Big Blue sailors train at Marblehead’s Pleon Yacht Club because the facility isn’t affected by the tide, unlike the Swampscott Yacht Club headquartered in the historic Fish House on Fisherman’s Beach.
According to Recreation Department Director Danielle Strauss, several Big Blue sailors have gone on to sail for Tufts University and Roger Williams University. “We live on the water, so my motto is: Give your kids the gift of sailing,” she said.
The anniversary party on the town’s waterfront served as a reunion celebration for those who learned to sail in Swampscott. The crowd included those who served as directors and instructors during the program’s early days.
The late David Shepherd was the program’s first instructor. Former student Christopher Callahan recalled him fondly. “The Swampscott Sailing Program was, and indirectly is, still a big part of my life. I was in the first sailing class in 1967 with Director David Shepherd. We had two, and sometimes three students in the old Optimist prams – usually sitting in a few inches of water. It was my introduction to sailing and boats – standing in the tippy boat to rig the spritsail, rainy days poring over the fascinating nautical charts in the attic of the old Fish House surrounded by ancient fishing gear.”
Callahan, who later crewed aboard the tall ship Pride of Baltimore, chuckled at one particular memory. “We were sailing in the harbor when a sudden fog rolled in. Slipping the attention of the director, we sailed as fast as we could toward where we hoped Egg Rock would be. When the fog lifted, he chased us down in the Boston Whaler and he was not happy, but I was bitten by the bug of a sea adventure.”

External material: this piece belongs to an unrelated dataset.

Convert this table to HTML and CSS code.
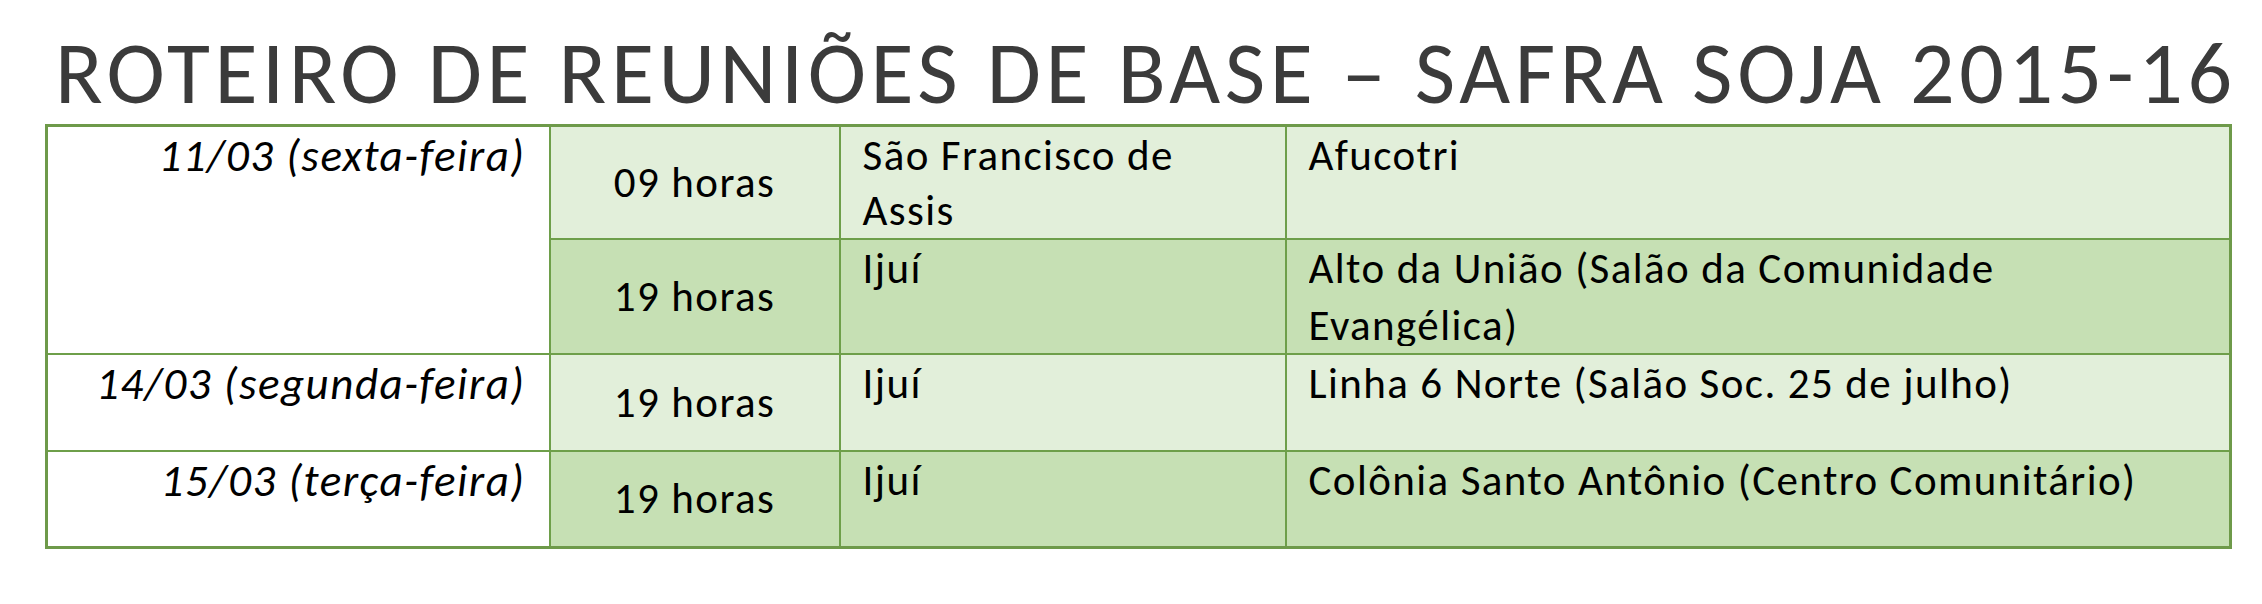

Win Quayle was director in 1974-75. Callahan was assistant and took over as director in 1976-77, along with assistants Sally McIntosh, Robin Louges and Eileen Kain.
“Sally was a student, then intern, then assistant director and jack of all trades,” he said, describing McIntosh as the face and spirit of Swampscott sailing from 1970 to 1980. “The program would not have been the same without her dedication.”

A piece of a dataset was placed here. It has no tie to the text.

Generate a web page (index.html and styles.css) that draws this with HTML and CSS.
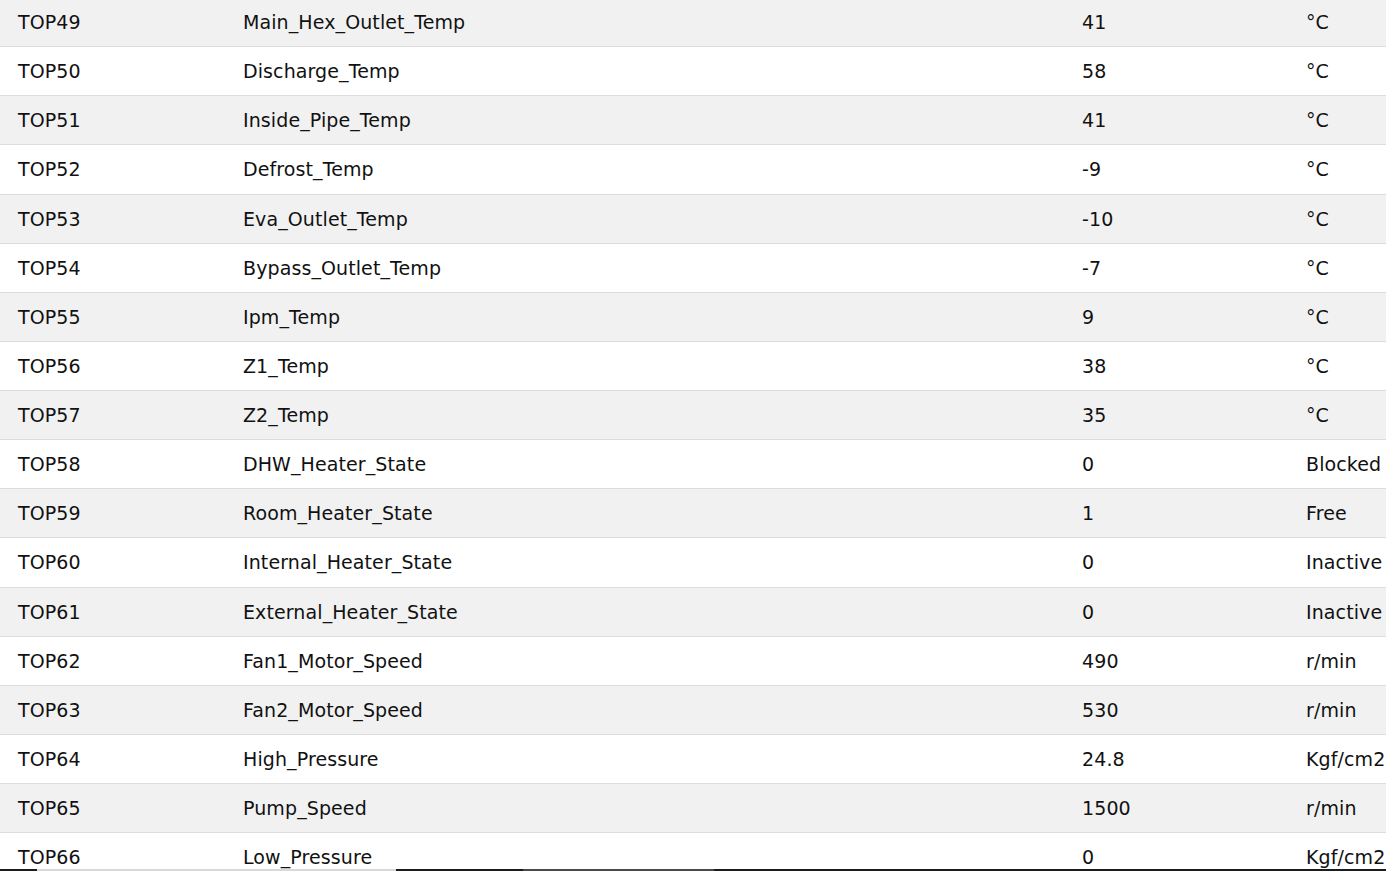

Through the years, students have learned to sail a variety of boats – prams, Widgeons, Americans, 420s, Optimists, and occasionally larger sloops.
Steve Eckman, founder of the Friends group, recently reached out to David Shepherd’s twin brother, Edward, to hear a few sailing stories. He learned that David Shepherd was a history buff and named boats in the inaugural pram fleet after British Navy ships that fought in the Battle of Trafalgar. A creative instructor, Shepherd also taught 17th-century battle tactics, barking commands at students to help hone their skills.
Former student Nancy (Olson) Tamez was awarded the Francis J. Cassidy Trophy in 1970 for best overall sailor in a ceremony on Fisherman’s Beach. “Undoubtedly my fondest memory,” she said. “What a fun time.”
These days, the sailing program offers summer classes to beginners, intermediates and racers between ages 8 and 16. Adult classes are held in the evening.
The sailing program celebration dovetailed with the town’s annual Harbor Festival and was highlighted by the premiere showing of a documentary about the program, created by Swampscott High School students who are planning a sequel.